Cette ancienne entreprise publique fut fondée en tant que service en 1926, sous la présidence de Raymond Poincaré et sous le nom de Service d'exploitation industrielle des tabacs (SEIT), et rattachée à la Caisse autonome de gestion des bons de la défense nationale et d'amortissement de la dette publique . Elle reprend les attributions du monopole des tabacs rétabli en 1810 par Napoléon Ier .
En 1935, le service absorbe le monopole des allumettes , affermé alors à une régie d'État nommée Compagnie générale des allumettes chimiques , et devient ainsi le SEITA3 . Celui-ci contrôle alors 22 manufactures des tabacs réparties sur l'ensemble du territoire national et vend uniquement les marques Gauloises et Gitanes .
Les réformes de 1959 et 1961 lui confèrent la qualité d'établissement public à caractère industriel et commercial (EPIC).

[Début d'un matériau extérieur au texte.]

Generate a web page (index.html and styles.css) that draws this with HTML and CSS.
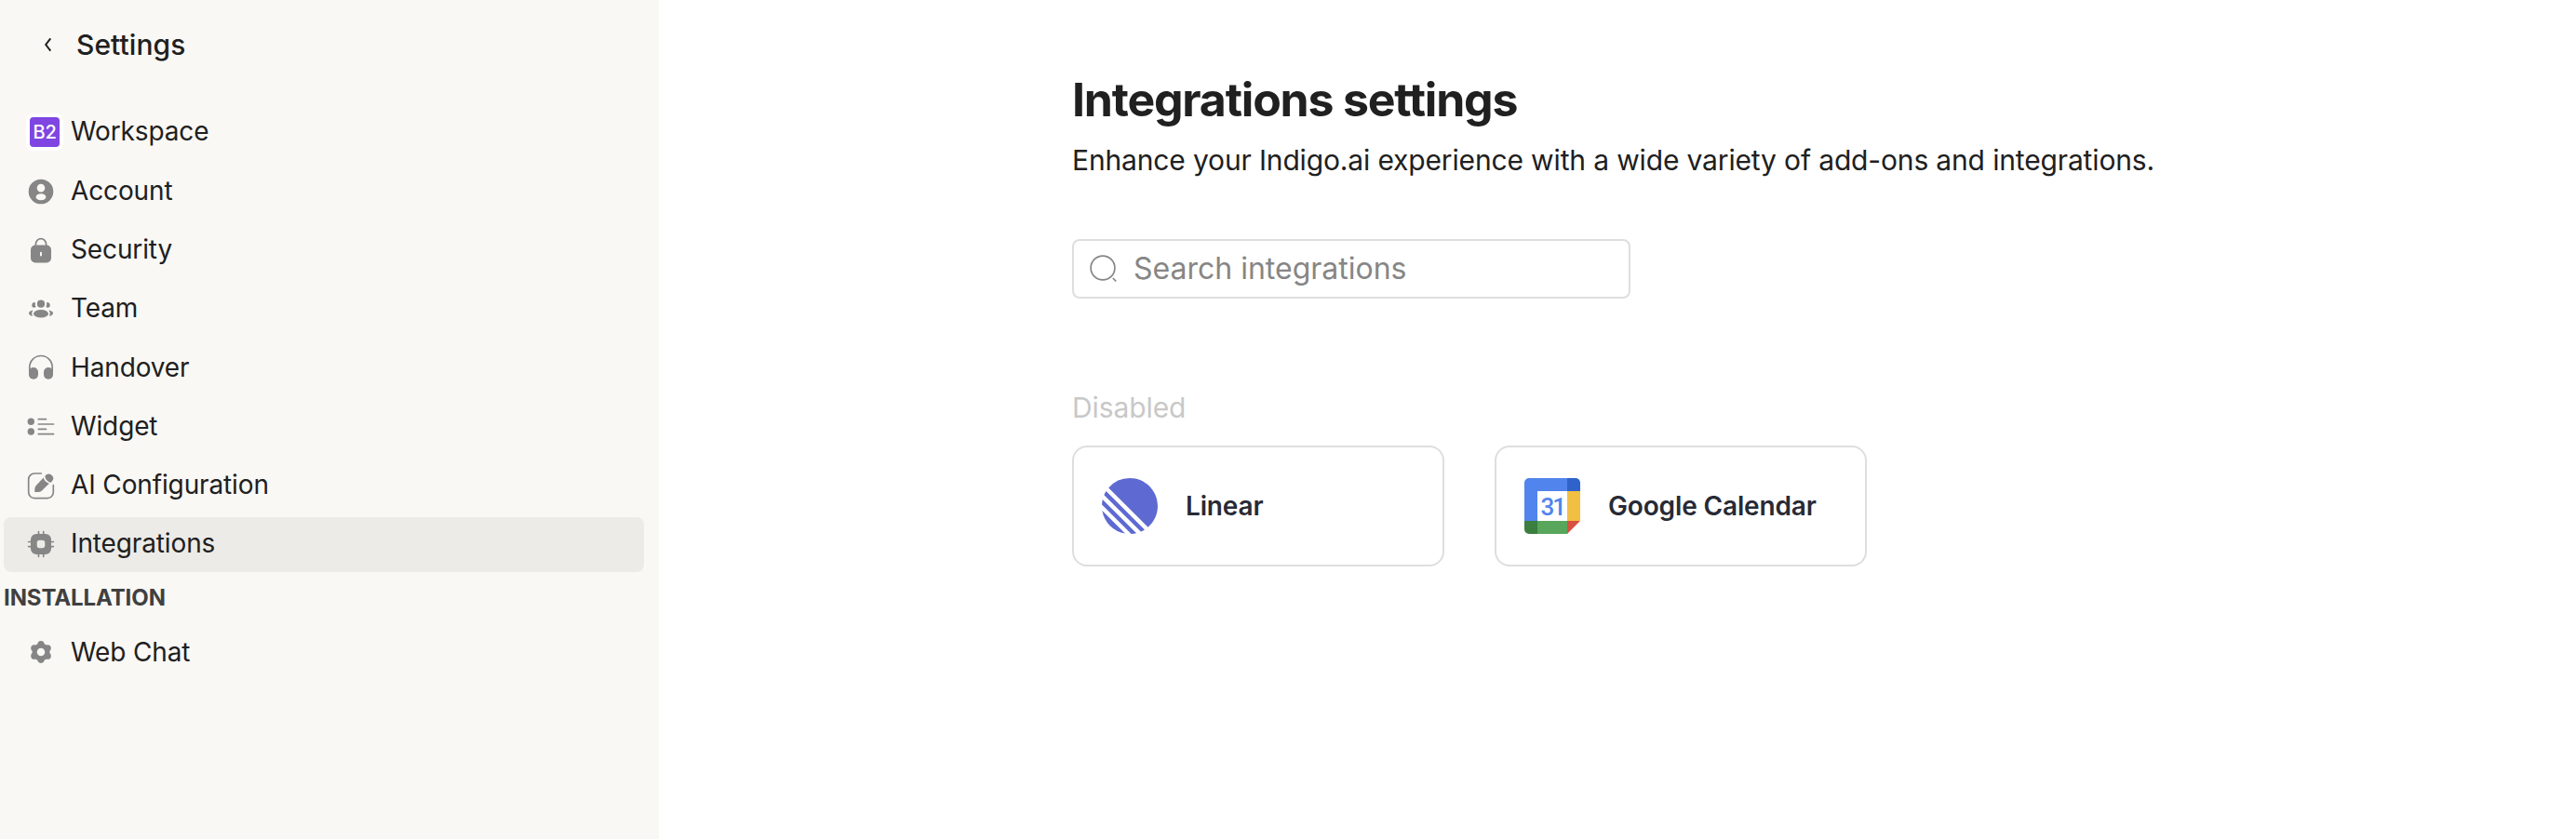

Obligé de s'adapter, le SEITA tente de riposter en lançant deux marques de cigarettes blondes, Philtres et Maeva (mentholée), qui ne trouvèrent pas leur public et qui furent retirées de la vente moins de deux ans après leur sortie4 . Le PDG d'alors, Pierre Millet, décida alors de tout miser sur de nouvelles cigarettes brunes : les Gitanes internationales en 1976 et les Fine 120, cigarettes longues de 120 mm destinées à concurrencer la marque Time de RJ Reynolds , en 1977. Cependant, le succès des blondes ne se démentant pas, l'entreprise retente sa chance avec le lancement de Rich&Light en 1978, d'une marque de cigarettes « américaines », les News en 1979, et d'une blonde haut de gamme française, Champagne, mise au point par la « réunion des monopoles », alliance des fabricants européens et japonais pour contrer les marques anglo-saxonnes5 . Il se mit également à fabriquer pour le compte de British American Tobacco les cigarettes Lucky Strike destinées au marché français où les procédés de fabrication, la totalité des ingrédients sont différents par rapport aux autres produits de la SEITA, cette production se faisant sous la licence de British American Tobacco 6 . Après un procès des viticulteurs champenois et l'échec cuisant de la Rich&Light, seules les News furent conservées, malgré une part de marché très faible. Le réel succès du SEITA avec les cigarettes blondes vint en 1984, avec le lancement des Gauloises blondes.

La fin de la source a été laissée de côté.